(Shoichido Kurihara, Japanese maidens at shrine entrance, 1930s; found here)
Ages ago – last summer? – I signed up excitedly for Dolce Bellezza’s sixth Japanese Literature Challenge. I’ve always fancied reading more from that land, but never quite got further than Murakami, some Japanese poetry and a couple of historical novels written by non-Japanese. The gods of Japanese literature appeared to be on my side, since I found a copy of Snow Country (Yasunari Kawabata) in my local charity shop. Hurrah! And then they withdrewn theif favour and I lost it. So small a book, so messy a house. Months passed, with the occasional twinge of guilt. But just the other day, I found it! Hampered by a sudden onslaught of work and sick child, I am trying to finish it and post about it before the end of the challenge (erm, the end of January).
What I wanted to write about here though was something about the novel I hadn’t expected to encounter, and that was my inability to visualise it. It was written in the 1930s and set in the mountains. In the first scene, three people are sitting in a train. What would they be wearing – Japanese or Western dress? The train reaches a mountain village. What sort of houses make up the village? What sort of a brazier has a quilt over it? Where exactly are we anyway?
I like to imagine a story as I read it, stitching together the picture from scraps the author lets fall here and there. Of course my visualisations are vague and almost certainly inauthentic. For instance, I don’t suppose that that the samovars or Petersburg or Russian steppes I imagined when reading Tolstoy and Dostoevesky more than twenty years ago bore any resemblance to the real tea urns or buildings and landscapes. (In fact, I thought of all samovars as about the size of a wardrobe, silver and wildly Baroque in style, decorated all over with grotesque heads and figures and garlands and cherubs, and with sometimes a sleeping serf beneath them.) However, somewhere over the years I had been exposed to just enough Russian nineteenth-century culture for this not to be a hindrance.
Japan in the 1930s, on the contrary, feels very alien to me. Slowly I am piecing something together. Most of the characters wear kimonos. The windows are made of glass (I had wondered if they would be paper). But there’s still a lot of white space, vagueness, a blurry shape where a table might be.

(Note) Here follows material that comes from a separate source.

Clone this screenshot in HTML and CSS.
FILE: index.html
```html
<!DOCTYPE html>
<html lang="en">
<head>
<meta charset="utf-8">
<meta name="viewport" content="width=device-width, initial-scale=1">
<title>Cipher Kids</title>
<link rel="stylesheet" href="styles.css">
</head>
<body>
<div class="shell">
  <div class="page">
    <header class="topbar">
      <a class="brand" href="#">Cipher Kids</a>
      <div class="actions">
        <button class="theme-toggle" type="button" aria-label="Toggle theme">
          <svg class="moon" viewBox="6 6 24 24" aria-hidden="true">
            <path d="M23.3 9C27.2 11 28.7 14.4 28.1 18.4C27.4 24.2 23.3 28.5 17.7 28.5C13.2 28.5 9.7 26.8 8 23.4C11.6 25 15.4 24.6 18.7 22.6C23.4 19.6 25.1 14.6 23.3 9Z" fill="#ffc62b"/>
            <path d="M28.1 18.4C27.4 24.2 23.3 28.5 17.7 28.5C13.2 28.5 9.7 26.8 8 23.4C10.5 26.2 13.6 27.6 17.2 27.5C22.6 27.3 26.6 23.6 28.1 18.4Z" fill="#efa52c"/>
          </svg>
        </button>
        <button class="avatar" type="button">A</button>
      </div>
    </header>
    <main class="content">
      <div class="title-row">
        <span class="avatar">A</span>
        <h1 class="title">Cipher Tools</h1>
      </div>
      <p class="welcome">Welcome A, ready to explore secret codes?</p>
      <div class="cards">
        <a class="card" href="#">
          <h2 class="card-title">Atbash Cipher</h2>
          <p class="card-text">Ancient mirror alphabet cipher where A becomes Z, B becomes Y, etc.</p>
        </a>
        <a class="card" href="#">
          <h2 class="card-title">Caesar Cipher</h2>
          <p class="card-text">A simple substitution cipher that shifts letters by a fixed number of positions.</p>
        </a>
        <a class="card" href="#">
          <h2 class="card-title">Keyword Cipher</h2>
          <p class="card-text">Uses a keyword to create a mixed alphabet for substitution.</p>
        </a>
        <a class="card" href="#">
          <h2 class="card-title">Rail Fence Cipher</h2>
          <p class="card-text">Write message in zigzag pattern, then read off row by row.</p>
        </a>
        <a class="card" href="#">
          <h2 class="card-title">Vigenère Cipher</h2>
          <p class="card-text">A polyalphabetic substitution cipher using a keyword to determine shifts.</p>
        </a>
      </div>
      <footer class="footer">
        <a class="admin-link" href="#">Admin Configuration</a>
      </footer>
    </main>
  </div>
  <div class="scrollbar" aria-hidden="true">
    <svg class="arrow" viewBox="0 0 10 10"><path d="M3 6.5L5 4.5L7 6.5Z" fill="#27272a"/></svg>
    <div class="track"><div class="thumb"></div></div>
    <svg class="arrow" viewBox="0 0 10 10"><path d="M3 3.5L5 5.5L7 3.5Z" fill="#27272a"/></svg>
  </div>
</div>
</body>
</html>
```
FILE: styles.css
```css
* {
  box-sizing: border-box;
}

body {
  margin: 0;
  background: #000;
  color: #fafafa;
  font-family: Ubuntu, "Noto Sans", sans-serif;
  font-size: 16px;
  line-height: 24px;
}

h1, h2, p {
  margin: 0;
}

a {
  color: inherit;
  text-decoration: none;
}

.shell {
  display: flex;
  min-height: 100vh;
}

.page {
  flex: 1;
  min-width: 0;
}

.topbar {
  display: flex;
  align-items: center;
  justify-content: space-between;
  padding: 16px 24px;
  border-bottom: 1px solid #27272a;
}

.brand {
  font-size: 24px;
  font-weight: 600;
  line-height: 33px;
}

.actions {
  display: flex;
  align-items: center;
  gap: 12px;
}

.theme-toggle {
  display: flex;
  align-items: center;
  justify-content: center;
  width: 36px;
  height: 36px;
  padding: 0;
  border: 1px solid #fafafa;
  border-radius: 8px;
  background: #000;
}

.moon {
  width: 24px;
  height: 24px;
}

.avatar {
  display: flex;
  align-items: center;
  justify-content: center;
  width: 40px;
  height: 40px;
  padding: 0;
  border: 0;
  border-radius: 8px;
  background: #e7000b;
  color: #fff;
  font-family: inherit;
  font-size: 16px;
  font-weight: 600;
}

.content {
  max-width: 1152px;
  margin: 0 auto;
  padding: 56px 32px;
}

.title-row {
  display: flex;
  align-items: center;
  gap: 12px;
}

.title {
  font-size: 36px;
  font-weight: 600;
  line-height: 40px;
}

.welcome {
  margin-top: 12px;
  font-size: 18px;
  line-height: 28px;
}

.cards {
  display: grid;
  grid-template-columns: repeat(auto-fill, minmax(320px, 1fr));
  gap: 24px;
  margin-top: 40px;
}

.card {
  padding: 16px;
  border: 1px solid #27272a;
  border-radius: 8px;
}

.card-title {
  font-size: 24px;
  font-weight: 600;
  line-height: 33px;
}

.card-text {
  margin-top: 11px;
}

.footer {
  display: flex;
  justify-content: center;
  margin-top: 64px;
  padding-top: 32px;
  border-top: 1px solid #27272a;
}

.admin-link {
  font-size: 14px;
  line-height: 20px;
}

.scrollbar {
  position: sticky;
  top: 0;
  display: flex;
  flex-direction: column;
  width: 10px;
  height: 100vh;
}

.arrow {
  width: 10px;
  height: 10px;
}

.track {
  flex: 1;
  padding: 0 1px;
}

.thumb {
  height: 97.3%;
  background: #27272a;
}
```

Perhaps this is appropriate for this particular novel. It makes reading a little different though: more attentive and slow, I think. It’s not unlike my experience of reading De aanslag. Then I thought about all the imagined worlds we create when we read a novel or a poem, or listen to a piece of music. I wonder where all those worlds are? And are some more valid than others, because more ‘accurately’ imagined? How far do the pictures of the mind’s eye affect the interpretation?

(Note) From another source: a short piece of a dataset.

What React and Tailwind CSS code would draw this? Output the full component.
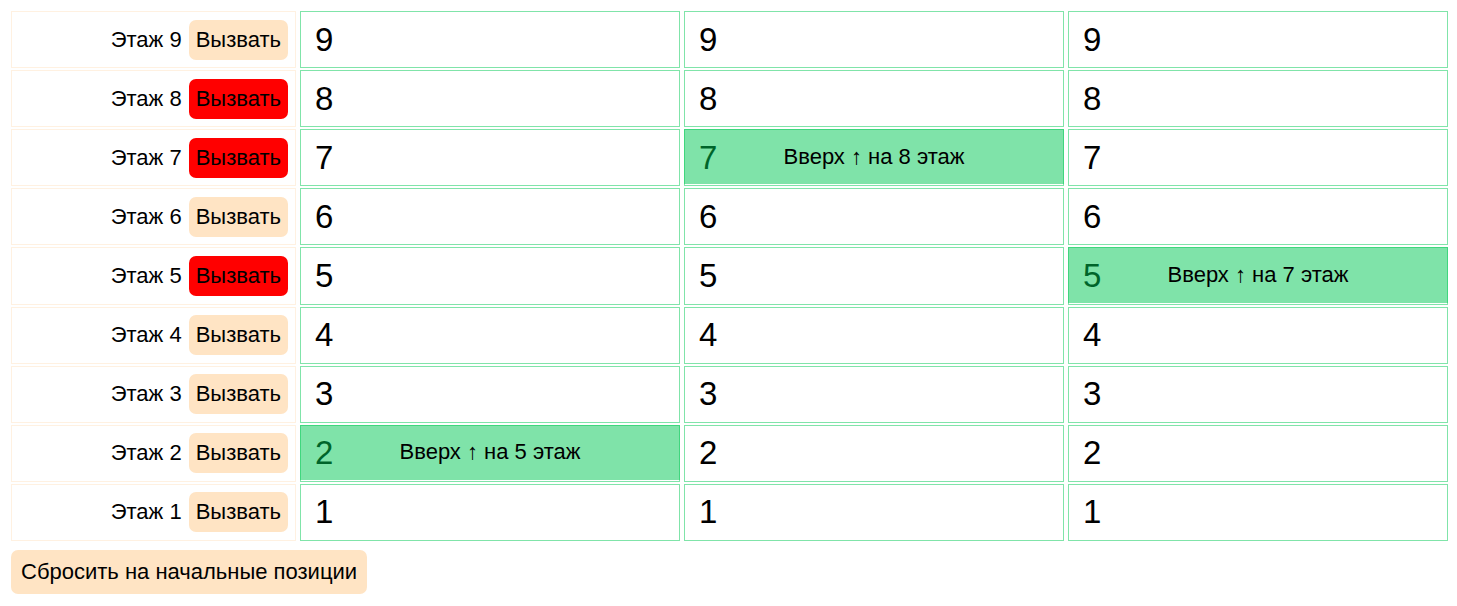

I suppose I could search through the internet and find photographs and maps and music to supplement my fuzzy fantasies, but I feel strangely reluctant (although I have started, by looking for a picture for this post); I don’t know why, other than to say I am enjoying the strangeness. But then, is that not a way of exotifiying the novel? Would such a reading be in some way ‘wrong’, or at least ‘flawed’?

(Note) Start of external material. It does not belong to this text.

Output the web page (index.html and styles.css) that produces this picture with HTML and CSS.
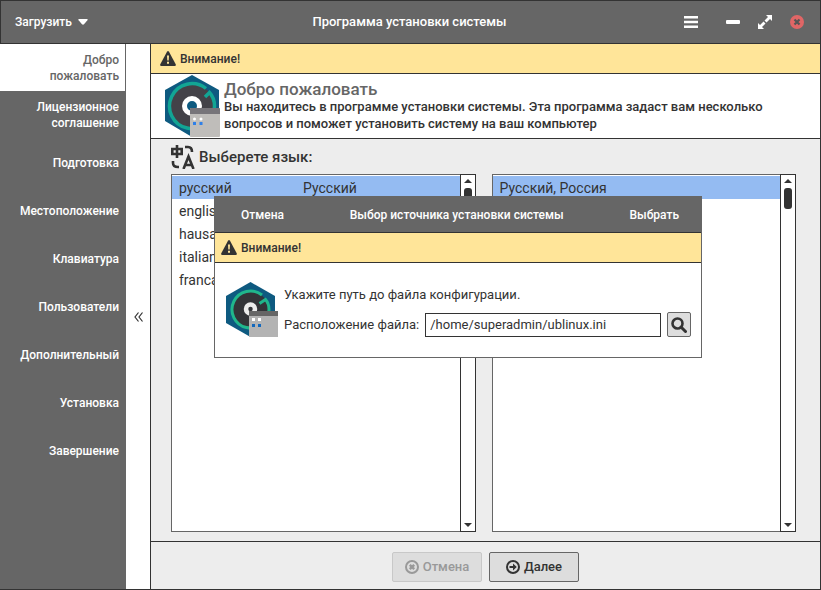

How do you read books you can’t visualise? Or does that never happen?

It is precisely for this reason that I don't read as many books from other cultures as I should! I really struggled a few years back with a non-fiction book about Buddhism that was supposed to be excellent. But the guy kept travelling around Buddhist sites in a certain part of India and I just could not see them at all. It was quite dense, difficult prose and this inability to at least conjure up a scene in my mind by way of compensation completely threw me. It was one of those books that didn't last more than twenty pages with me!
Posted by: litlove | Tuesday, 29 January 2013 at 09:42 PM
I think I usually read strange places like I read strange words- glossing over, then making up a meaning in context, and then feeling fairly confident with the meanings/concepts. I suppose this is a flawed method- sometimes I get a concrete idea, but I get it wrong. Sometimes I turn to a dictionary. I like the idea of immersion, but in a sense maybe this involves taking too much from my own head, not enough from the text. But I like the way a place or time period can become more and more familiar through reading.
Posted by: Catie | Tuesday, 29 January 2013 at 11:20 PM
Helen, your post makes me realise once again that I am simply not a visual reader. I would have no problem with this book because I simply don't 'see' any book that I read. I'm not quite certain what I do instead, but I know it isn't a visual process. Is there anyone else out there who feels this way and can explain where our understanding of a book comes from? I think I'd better do a post on this myself. Thanks for the nudge.
Posted by: Alex | Wednesday, 30 January 2013 at 09:55 AM
I don't really "see" books either -- not even to the extent of visualizing what characters look like. But then I am the sort of person who prefers that words stay with poems and not make the leap to music lyric ... like my music purely non-verbal.